Most American’s believe in some form of higher power in varying degrees. Some people are very devout in their beliefs.

Others show up at church only for holidays. Still others might be believers but don’t actually belong to any organized religion.

How important, or unimportant, are religious beliefs held by candidates running for public office?

Religion And Politics

When it comes to religion there are literally thousands of choices. Protestants, Jews and Catholics are just the tip of the iceberg.

I remember when JFK was running for president and everyone thought the Pope would be calling the shots in America because Kennedy happened to be Roman Catholic.

The same was thought of Romney being a Mormon. It probably cost him the election in part.

Bernie Sanders is Jewish. Will Israel be calling the shots if he should somehow reach the oval office?

Hillary Clinton is Methodist would her religious beliefs affect her decisions? Trump is a Presbyterian.

How forthcoming should candidates be about their religious beliefs? Do they believe there’s a plan for everyone? Do they believe that prayer would be required before any major policy decision?

God is on our money, in our state houses, even prominently displayed in the Supreme Court.

Congressional bodies begin each session with a prayer. Are the members silently praying for lower taxes or more gun control or perhaps a vote of confidence from on high for reelection?

Level of Conviction

As voters, it’s difficult for us to evaluate how much importance should be placed on a candidate’s religious beliefs. Could a devout atheist win in a religious Judeo-Christian nation?

To what level does the candidate rely on religion?

People pray for good parking spaces, to let their team win the big game, pray the teacher won’t discover they cheated, or praying that they will exit an Orlando nightclub alive.
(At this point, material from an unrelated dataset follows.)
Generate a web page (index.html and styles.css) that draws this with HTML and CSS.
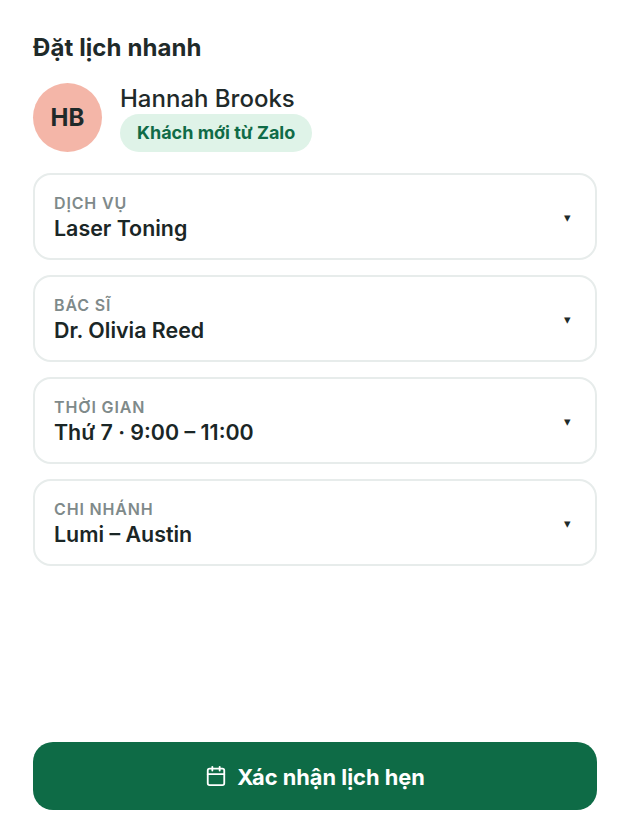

Would a president need a short prayer before bombing ISIS?

Some Final Thoughts

Its been said there are two things you don’t want to talk to a stranger about — politics and/or religion. That conversation can’t come to a favorable or friendly end.

Yet the two seem to dominate the scene during election years.

For the most part we look at candidates actions probably more than their religious convictions. We place more value on a track record than church attendance. I guess there is only one thing we can do as we evaluate our future leaders between now and November.

Pray that the right people get in.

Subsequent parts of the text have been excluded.